Vladimír Špidla, Member of the Commission. (CS) Ladies and gentlemen, the concept of equality and tolerance has been part of European political thinking for centuries. I recall a Papal bull from the beginning of the 10th century, which opens with the words: ‘Does the sun not shine equally on all?’ Despite the existence of this concept, Europe has very often endured times of brutal intolerance, which have led to millions of deaths and people’s destinies cut short, not to mention those who have not been physically destroyed but who have lived under circumstances of intolerance.
Ladies and gentlemen, some historical events have been mentioned, and I feel that the experience of history is of vital importance. It begins inconspicuously with gradual backsliding on standards of tolerance and equal opportunities. Such barely perceptible beginnings eventually give rise to movements with real political clout, with the disastrous results that they bring.

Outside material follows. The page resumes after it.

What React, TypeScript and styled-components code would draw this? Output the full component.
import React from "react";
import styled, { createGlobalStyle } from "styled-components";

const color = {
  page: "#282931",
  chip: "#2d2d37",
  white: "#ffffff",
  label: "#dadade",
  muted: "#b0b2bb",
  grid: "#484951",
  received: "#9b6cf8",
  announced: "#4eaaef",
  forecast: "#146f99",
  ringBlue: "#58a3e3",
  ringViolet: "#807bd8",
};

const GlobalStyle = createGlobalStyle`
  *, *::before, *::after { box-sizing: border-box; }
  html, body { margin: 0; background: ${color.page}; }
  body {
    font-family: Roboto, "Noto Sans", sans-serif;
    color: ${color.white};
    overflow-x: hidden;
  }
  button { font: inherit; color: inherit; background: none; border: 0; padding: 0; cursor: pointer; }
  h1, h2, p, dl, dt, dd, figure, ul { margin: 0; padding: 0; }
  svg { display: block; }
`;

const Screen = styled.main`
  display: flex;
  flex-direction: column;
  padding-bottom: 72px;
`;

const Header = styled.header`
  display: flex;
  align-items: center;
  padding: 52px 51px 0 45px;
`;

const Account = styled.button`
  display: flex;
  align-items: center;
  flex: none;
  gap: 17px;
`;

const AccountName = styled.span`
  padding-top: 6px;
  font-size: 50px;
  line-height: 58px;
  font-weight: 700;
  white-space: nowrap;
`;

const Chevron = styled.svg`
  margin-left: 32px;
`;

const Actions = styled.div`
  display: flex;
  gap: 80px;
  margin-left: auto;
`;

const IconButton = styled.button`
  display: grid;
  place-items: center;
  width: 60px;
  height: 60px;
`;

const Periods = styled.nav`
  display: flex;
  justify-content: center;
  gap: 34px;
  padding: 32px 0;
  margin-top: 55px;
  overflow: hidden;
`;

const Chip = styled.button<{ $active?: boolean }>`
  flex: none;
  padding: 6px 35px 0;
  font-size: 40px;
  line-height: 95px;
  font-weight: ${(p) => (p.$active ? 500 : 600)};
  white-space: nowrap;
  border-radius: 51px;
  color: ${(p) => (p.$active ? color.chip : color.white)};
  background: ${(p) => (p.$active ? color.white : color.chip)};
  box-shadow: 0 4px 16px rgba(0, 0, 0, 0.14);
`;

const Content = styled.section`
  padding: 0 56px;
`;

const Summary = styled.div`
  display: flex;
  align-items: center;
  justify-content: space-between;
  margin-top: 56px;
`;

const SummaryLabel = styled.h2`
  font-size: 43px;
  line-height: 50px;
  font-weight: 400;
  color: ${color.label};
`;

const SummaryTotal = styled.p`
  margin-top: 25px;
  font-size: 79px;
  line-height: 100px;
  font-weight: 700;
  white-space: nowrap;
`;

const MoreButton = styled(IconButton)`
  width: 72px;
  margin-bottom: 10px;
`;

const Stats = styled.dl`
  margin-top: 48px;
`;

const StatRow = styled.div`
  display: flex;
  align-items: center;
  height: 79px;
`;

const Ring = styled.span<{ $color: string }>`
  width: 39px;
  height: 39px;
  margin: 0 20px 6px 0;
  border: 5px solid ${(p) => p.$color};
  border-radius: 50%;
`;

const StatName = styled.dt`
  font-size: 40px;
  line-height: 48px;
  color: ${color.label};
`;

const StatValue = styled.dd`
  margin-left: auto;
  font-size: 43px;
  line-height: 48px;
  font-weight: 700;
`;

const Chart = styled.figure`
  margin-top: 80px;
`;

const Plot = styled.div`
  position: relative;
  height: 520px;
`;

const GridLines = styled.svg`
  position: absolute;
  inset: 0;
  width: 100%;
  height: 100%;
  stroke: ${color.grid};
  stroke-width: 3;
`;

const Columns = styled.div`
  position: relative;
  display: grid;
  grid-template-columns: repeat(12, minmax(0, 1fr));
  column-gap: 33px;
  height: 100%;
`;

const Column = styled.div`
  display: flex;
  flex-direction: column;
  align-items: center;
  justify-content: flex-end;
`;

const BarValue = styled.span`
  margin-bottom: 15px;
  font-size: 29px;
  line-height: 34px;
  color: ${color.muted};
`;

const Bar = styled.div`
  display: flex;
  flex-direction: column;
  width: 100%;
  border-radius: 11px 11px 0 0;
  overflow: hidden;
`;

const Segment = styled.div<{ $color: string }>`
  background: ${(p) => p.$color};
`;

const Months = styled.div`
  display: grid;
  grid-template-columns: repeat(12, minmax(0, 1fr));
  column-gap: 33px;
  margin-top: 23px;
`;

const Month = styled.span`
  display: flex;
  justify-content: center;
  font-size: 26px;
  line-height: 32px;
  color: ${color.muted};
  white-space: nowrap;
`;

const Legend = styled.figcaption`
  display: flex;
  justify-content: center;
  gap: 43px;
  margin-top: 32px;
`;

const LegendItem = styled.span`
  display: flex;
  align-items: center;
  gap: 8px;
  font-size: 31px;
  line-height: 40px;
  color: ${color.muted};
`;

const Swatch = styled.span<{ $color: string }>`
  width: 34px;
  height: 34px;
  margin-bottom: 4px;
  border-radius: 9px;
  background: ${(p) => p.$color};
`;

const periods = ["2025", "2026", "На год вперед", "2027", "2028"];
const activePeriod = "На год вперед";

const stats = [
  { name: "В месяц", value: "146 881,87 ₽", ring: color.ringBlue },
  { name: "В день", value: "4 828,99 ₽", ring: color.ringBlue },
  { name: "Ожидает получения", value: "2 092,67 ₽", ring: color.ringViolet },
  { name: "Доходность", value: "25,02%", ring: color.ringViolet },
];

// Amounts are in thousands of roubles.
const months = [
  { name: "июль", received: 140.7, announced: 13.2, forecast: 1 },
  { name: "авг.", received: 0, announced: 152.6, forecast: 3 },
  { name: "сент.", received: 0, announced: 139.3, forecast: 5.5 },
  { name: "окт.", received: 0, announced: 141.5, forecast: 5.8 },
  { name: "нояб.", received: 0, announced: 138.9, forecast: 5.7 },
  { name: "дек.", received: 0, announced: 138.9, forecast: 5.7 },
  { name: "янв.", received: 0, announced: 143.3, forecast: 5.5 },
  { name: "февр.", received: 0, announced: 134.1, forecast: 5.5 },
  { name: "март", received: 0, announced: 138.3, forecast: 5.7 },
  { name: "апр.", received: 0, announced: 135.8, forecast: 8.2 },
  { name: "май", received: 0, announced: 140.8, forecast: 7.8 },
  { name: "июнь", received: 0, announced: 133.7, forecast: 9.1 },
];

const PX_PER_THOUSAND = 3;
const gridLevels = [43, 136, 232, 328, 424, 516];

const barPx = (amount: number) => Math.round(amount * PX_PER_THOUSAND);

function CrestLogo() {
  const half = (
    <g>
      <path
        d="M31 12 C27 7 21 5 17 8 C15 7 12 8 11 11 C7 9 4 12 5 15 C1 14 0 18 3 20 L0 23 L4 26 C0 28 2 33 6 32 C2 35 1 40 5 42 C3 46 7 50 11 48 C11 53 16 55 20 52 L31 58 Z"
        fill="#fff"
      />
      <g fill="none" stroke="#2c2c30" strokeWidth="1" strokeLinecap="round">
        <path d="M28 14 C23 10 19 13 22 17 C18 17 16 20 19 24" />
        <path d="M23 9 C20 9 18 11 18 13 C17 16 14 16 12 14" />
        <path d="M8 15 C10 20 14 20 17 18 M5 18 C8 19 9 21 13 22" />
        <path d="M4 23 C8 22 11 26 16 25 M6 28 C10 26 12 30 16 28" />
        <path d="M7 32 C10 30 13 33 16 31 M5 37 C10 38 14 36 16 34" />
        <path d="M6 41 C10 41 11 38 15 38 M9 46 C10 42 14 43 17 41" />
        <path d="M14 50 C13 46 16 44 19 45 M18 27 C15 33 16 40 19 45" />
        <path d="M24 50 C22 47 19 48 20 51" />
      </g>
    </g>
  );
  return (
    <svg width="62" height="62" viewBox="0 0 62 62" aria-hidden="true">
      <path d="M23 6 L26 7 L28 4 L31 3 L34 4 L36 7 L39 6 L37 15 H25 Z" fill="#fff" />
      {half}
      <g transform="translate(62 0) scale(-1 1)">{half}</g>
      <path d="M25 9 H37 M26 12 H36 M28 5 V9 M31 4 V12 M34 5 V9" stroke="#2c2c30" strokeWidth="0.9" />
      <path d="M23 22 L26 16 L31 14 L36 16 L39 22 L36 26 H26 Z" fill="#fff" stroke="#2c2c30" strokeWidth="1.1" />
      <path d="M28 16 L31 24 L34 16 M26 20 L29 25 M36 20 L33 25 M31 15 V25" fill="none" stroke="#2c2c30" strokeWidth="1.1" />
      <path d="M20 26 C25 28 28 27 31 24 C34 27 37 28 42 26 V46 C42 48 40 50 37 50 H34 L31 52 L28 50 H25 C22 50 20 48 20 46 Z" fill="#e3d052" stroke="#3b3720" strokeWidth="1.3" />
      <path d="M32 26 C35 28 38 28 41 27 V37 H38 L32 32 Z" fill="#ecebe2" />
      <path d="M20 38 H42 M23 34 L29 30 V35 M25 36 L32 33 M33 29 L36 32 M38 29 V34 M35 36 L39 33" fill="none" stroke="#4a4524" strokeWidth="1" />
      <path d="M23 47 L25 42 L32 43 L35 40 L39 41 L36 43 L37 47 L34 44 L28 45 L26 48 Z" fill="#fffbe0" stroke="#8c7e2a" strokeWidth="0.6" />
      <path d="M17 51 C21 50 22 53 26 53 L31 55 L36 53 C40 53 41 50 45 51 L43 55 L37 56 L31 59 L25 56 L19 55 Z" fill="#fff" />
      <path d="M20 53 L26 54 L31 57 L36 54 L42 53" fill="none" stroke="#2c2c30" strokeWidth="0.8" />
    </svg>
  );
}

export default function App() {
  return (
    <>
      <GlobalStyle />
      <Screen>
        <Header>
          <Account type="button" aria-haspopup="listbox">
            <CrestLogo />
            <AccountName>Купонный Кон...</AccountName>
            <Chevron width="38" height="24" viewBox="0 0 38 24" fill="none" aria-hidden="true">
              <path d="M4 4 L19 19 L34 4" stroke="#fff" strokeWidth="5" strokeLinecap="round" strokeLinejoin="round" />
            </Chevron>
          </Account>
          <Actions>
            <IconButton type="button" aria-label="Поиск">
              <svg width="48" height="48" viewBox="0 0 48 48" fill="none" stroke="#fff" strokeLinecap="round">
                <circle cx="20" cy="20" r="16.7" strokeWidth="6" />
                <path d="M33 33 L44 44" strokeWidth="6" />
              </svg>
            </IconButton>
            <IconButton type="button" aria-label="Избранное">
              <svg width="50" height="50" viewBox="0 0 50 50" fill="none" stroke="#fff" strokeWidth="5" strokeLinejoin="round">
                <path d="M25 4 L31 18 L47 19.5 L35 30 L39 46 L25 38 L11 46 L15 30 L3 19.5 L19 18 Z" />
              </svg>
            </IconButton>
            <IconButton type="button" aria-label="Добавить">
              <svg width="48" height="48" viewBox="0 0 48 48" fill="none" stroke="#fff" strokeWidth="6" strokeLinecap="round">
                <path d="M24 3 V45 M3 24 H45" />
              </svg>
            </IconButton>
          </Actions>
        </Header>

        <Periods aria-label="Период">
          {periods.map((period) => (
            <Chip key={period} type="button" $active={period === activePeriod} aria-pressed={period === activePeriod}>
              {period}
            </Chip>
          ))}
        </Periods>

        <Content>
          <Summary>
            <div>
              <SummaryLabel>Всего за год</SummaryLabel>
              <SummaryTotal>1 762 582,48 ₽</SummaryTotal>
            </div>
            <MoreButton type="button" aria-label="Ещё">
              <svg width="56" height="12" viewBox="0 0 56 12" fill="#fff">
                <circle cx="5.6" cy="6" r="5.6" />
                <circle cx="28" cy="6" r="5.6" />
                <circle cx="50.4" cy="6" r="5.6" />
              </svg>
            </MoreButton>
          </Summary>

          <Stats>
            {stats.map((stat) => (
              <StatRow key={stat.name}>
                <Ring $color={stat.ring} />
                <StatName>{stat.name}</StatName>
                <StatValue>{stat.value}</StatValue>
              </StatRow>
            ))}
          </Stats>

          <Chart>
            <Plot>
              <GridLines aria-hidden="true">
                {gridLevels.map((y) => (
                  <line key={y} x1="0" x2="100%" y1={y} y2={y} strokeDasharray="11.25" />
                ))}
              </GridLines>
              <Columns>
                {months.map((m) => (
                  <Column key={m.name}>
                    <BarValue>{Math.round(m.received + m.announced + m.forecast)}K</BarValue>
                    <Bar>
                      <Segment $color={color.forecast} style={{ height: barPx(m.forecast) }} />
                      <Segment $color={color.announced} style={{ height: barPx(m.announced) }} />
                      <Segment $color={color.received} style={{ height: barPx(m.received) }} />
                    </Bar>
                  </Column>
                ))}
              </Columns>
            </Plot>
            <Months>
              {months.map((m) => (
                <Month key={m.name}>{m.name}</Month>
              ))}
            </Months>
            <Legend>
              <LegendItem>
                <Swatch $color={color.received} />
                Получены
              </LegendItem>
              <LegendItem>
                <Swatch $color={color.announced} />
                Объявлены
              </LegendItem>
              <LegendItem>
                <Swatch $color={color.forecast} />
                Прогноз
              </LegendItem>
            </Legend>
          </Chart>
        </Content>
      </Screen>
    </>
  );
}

That was why Europe established equal opportunities, tolerance and anti-discrimination as a cornerstone of its political thinking and of its political construction. In my view this is the most important value that forms part of the European project, as all the others are rather instruments. It is up to us to adopt effective measures at all levels wherever possible. This fight is not only a matter for Europe, for the Member States or for the various levels. No, ladies and gentlemen, this fight is a matter for every one of us as individuals.
I therefore feel most encouraged by the ideas which have emerged in this debate, and which show that in Parliament there is a strong desire to support the effective, proactive implementation of the ideas of equal opportunities, tolerance and the fundamental rejection of racism, anti-Semitism and homophobia.
President. To wind up the debate, six motions for resolution(1) have been tabled under Rule 103(2) of the Rules of Procedure.
The debate is closed.
The vote will take place on Thursday at 12.30 p.m.